_What the exercise asks_:
Write out the material exactly, without any of its pictures.

━━━━━━━━

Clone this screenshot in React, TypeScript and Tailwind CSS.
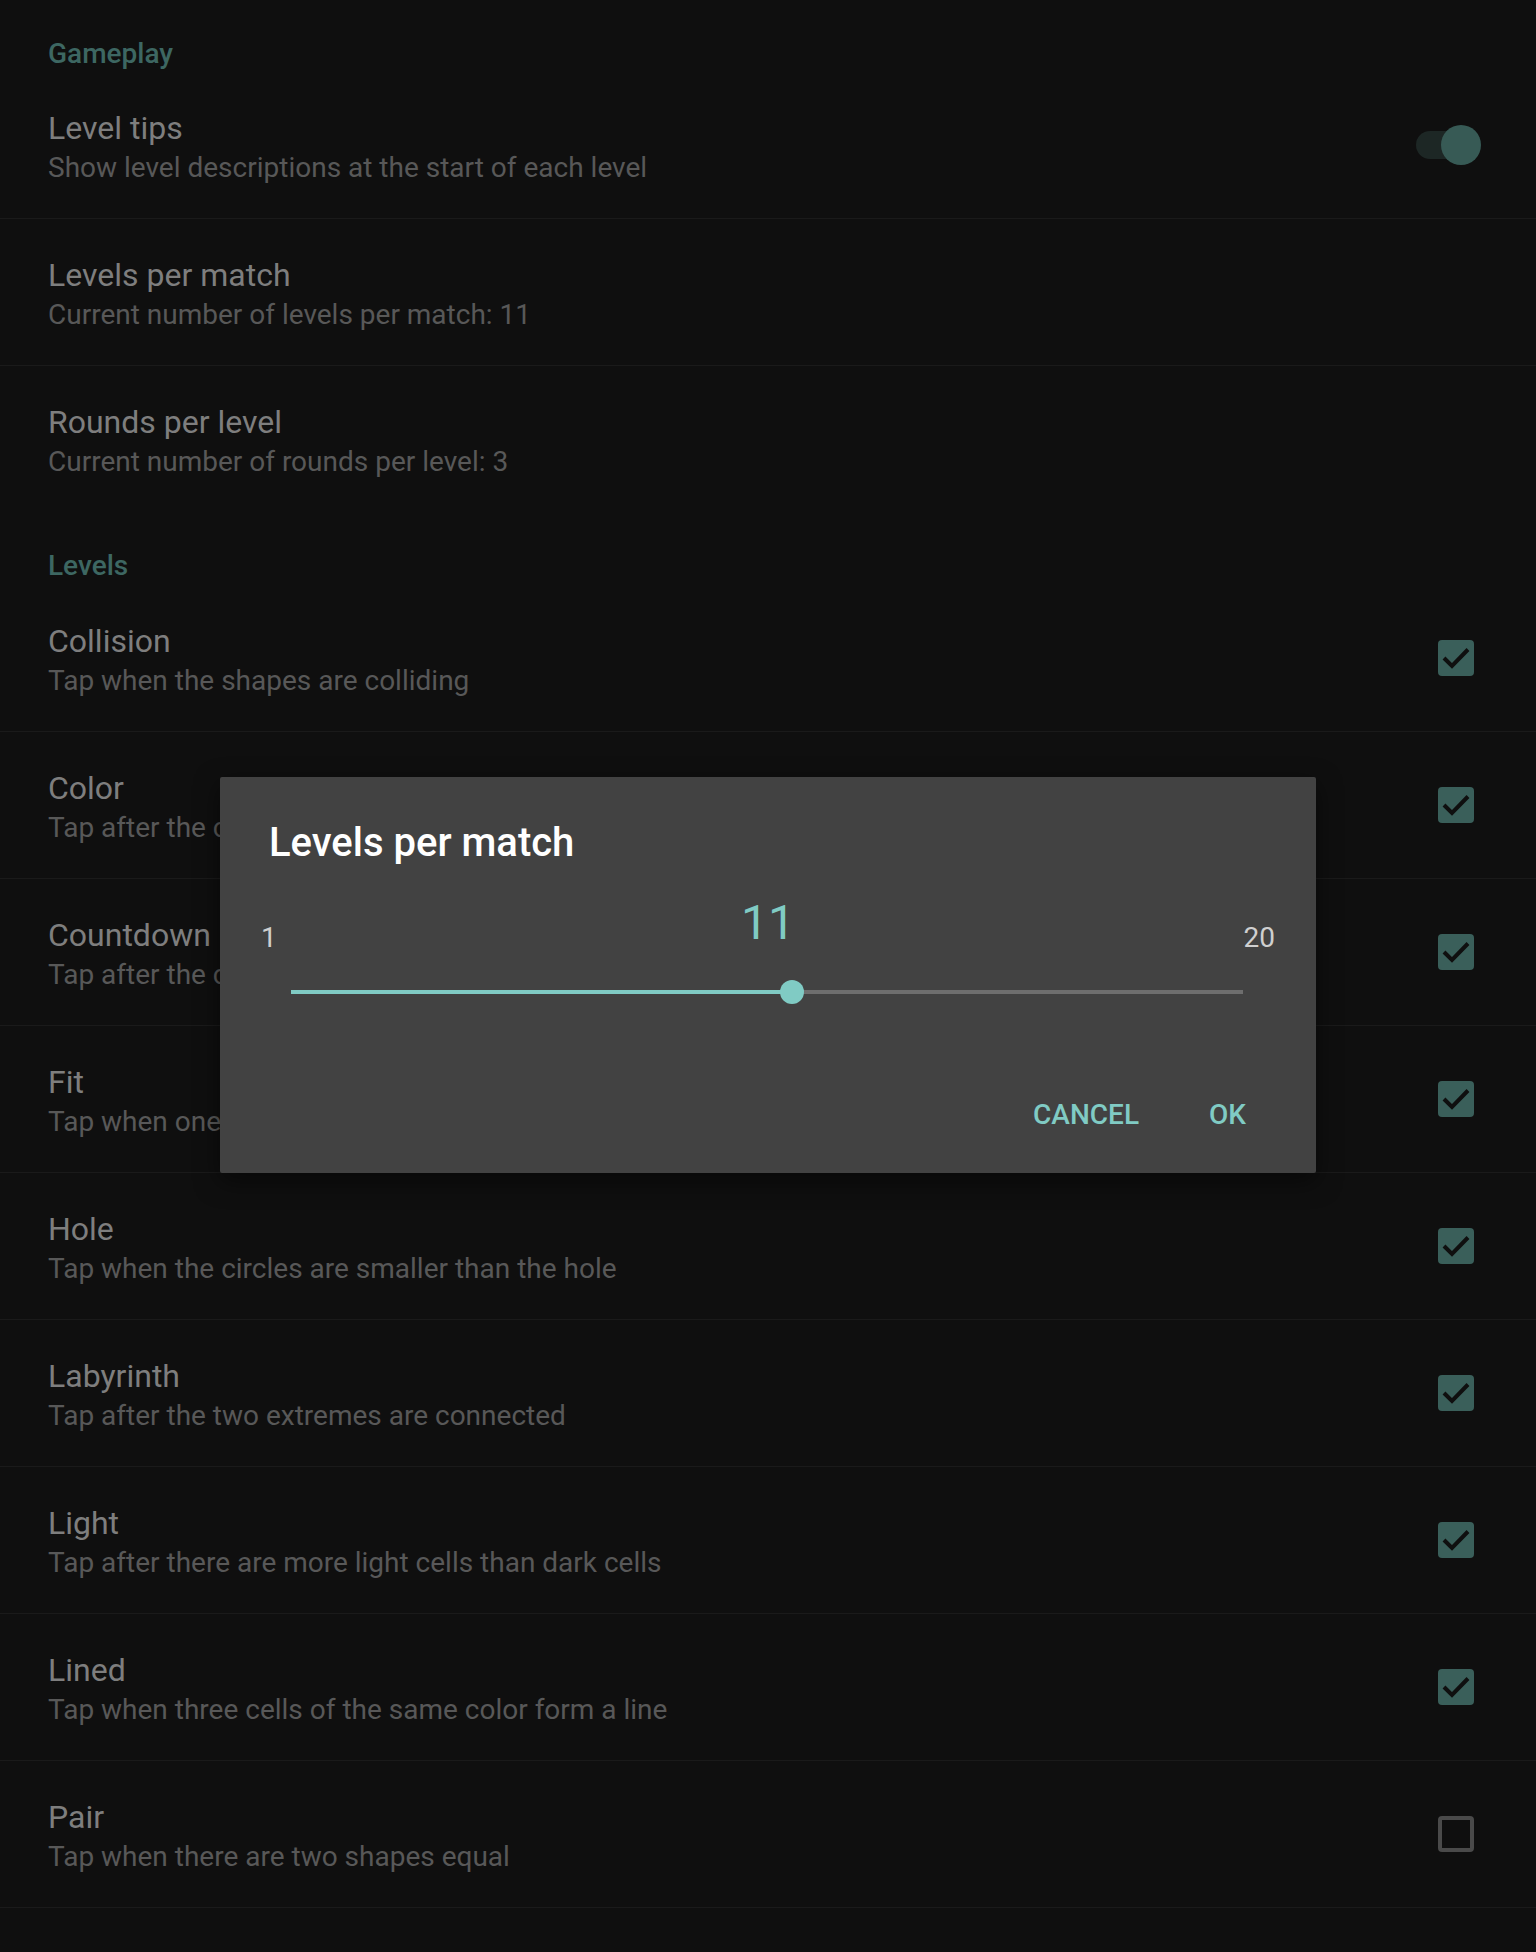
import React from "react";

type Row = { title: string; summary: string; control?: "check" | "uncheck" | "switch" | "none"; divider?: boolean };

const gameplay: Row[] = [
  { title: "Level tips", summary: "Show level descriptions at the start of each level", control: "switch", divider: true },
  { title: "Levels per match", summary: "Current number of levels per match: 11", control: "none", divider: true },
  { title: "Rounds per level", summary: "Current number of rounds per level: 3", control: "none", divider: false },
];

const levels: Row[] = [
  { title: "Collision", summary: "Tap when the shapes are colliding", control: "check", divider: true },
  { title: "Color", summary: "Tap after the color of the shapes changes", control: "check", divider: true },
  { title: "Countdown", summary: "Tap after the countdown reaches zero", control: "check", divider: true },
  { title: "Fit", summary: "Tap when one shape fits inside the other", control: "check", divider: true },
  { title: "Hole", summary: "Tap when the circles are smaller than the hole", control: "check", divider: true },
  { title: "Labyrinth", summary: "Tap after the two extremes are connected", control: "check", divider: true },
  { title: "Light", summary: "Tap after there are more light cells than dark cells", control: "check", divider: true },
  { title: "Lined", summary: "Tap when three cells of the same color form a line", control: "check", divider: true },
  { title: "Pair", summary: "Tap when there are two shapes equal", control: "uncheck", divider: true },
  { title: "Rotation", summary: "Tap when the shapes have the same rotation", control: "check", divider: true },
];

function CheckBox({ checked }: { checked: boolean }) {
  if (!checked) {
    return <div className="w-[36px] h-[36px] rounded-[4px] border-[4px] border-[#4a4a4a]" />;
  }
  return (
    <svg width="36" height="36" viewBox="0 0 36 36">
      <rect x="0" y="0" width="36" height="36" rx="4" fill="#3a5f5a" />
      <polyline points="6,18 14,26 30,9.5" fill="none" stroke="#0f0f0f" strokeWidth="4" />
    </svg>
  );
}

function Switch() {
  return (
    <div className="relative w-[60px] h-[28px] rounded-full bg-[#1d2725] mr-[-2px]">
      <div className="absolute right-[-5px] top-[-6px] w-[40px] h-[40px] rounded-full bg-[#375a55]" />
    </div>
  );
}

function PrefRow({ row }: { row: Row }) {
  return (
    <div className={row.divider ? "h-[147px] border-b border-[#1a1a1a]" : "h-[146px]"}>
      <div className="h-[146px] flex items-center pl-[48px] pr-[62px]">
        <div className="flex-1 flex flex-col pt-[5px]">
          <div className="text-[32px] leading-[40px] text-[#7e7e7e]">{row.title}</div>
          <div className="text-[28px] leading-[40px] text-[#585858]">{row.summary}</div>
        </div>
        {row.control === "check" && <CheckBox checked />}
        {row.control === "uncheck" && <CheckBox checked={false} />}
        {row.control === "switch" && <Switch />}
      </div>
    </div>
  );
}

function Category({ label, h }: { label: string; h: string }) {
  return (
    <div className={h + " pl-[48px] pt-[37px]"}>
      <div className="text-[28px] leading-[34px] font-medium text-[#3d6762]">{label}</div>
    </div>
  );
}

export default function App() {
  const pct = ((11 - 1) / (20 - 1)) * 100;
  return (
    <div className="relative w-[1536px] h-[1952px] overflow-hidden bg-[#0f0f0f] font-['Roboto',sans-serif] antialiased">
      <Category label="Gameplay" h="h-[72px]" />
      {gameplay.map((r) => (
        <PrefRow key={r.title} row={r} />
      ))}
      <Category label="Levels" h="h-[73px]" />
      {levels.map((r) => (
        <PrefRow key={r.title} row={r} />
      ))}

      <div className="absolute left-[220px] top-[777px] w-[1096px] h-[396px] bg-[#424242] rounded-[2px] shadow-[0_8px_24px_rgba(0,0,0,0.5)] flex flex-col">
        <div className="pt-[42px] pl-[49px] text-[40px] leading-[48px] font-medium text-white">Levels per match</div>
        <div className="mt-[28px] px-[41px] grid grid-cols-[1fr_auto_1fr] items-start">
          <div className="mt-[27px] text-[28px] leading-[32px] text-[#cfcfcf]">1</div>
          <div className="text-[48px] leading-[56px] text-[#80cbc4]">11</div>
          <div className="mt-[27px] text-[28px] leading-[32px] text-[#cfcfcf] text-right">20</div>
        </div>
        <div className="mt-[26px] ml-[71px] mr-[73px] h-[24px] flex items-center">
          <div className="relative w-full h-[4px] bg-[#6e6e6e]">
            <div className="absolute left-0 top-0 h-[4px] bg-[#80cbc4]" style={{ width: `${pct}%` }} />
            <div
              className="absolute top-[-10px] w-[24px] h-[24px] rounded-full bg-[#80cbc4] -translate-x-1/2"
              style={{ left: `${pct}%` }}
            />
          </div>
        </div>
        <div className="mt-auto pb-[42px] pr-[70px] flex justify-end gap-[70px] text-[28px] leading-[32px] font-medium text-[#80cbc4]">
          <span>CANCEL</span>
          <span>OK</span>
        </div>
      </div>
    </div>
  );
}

━━━━━━━━

_In response_:
Clone this screenshot in React, TypeScript and Tailwind CSS.
import React from "react";

type Row = { title: string; summary: string; control?: "check" | "uncheck" | "switch" | "none"; divider?: boolean };

const gameplay: Row[] = [
  { title: "Level tips", summary: "Show level descriptions at the start of each level", control: "switch", divider: true },
  { title: "Levels per match", summary: "Current number of levels per match: 11", control: "none", divider: true },
  { title: "Rounds per level", summary: "Current number of rounds per level: 3", control: "none", divider: false },
];

const levels: Row[] = [
  { title: "Collision", summary: "Tap when the shapes are colliding", control: "check", divider: true },
  { title: "Color", summary: "Tap after the color of the shapes changes", control: "check", divider: true },
  { title: "Countdown", summary: "Tap after the countdown reaches zero", control: "check", divider: true },
  { title: "Fit", summary: "Tap when one shape fits inside the other", control: "check", divider: true },
  { title: "Hole", summary: "Tap when the circles are smaller than the hole", control: "check", divider: true },
  { title: "Labyrinth", summary: "Tap after the two extremes are connected", control: "check", divider: true },
  { title: "Light", summary: "Tap after there are more light cells than dark cells", control: "check", divider: true },
  { title: "Lined", summary: "Tap when three cells of the same color form a line", control: "check", divider: true },
  { title: "Pair", summary: "Tap when there are two shapes equal", control: "uncheck", divider: true },
  { title: "Rotation", summary: "Tap when the shapes have the same rotation", control: "check", divider: true },
];

function CheckBox({ checked }: { checked: boolean }) {
  if (!checked) {
    return <div className="w-[36px] h-[36px] rounded-[4px] border-[4px] border-[#4a4a4a]" />;
  }
  return (
    <svg width="36" height="36" viewBox="0 0 36 36">
      <rect x="0" y="0" width="36" height="36" rx="4" fill="#3a5f5a" />
      <polyline points="6,18 14,26 30,9.5" fill="none" stroke="#0f0f0f" strokeWidth="4" />
    </svg>
  );
}

function Switch() {
  return (
    <div className="relative w-[60px] h-[28px] rounded-full bg-[#1d2725] mr-[-2px]">
      <div className="absolute right-[-5px] top-[-6px] w-[40px] h-[40px] rounded-full bg-[#375a55]" />
    </div>
  );
}

function PrefRow({ row }: { row: Row }) {
  return (
    <div className={row.divider ? "h-[147px] border-b border-[#1a1a1a]" : "h-[146px]"}>
      <div className="h-[146px] flex items-center pl-[48px] pr-[62px]">
        <div className="flex-1 flex flex-col pt-[5px]">
          <div className="text-[32px] leading-[40px] text-[#7e7e7e]">{row.title}</div>
          <div className="text-[28px] leading-[40px] text-[#585858]">{row.summary}</div>
        </div>
        {row.control === "check" && <CheckBox checked />}
        {row.control === "uncheck" && <CheckBox checked={false} />}
        {row.control === "switch" && <Switch />}
      </div>
    </div>
  );
}

function Category({ label, h }: { label: string; h: string }) {
  return (
    <div className={h + " pl-[48px] pt-[37px]"}>
      <div className="text-[28px] leading-[34px] font-medium text-[#3d6762]">{label}</div>
    </div>
  );
}

export default function App() {
  const pct = ((11 - 1) / (20 - 1)) * 100;
  return (
    <div className="relative w-[1536px] h-[1952px] overflow-hidden bg-[#0f0f0f] font-['Roboto',sans-serif] antialiased">
      <Category label="Gameplay" h="h-[72px]" />
      {gameplay.map((r) => (
        <PrefRow key={r.title} row={r} />
      ))}
      <Category label="Levels" h="h-[73px]" />
      {levels.map((r) => (
        <PrefRow key={r.title} row={r} />
      ))}

      <div className="absolute left-[220px] top-[777px] w-[1096px] h-[396px] bg-[#424242] rounded-[2px] shadow-[0_8px_24px_rgba(0,0,0,0.5)] flex flex-col">
        <div className="pt-[42px] pl-[49px] text-[40px] leading-[48px] font-medium text-white">Levels per match</div>
        <div className="mt-[28px] px-[41px] grid grid-cols-[1fr_auto_1fr] items-start">
          <div className="mt-[27px] text-[28px] leading-[32px] text-[#cfcfcf]">1</div>
          <div className="text-[48px] leading-[56px] text-[#80cbc4]">11</div>
          <div className="mt-[27px] text-[28px] leading-[32px] text-[#cfcfcf] text-right">20</div>
        </div>
        <div className="mt-[26px] ml-[71px] mr-[73px] h-[24px] flex items-center">
          <div className="relative w-full h-[4px] bg-[#6e6e6e]">
            <div className="absolute left-0 top-0 h-[4px] bg-[#80cbc4]" style={{ width: `${pct}%` }} />
            <div
              className="absolute top-[-10px] w-[24px] h-[24px] rounded-full bg-[#80cbc4] -translate-x-1/2"
              style={{ left: `${pct}%` }}
            />
          </div>
        </div>
        <div className="mt-auto pb-[42px] pr-[70px] flex justify-end gap-[70px] text-[28px] leading-[32px] font-medium text-[#80cbc4]">
          <span>CANCEL</span>
          <span>OK</span>
        </div>
      </div>
    </div>
  );
}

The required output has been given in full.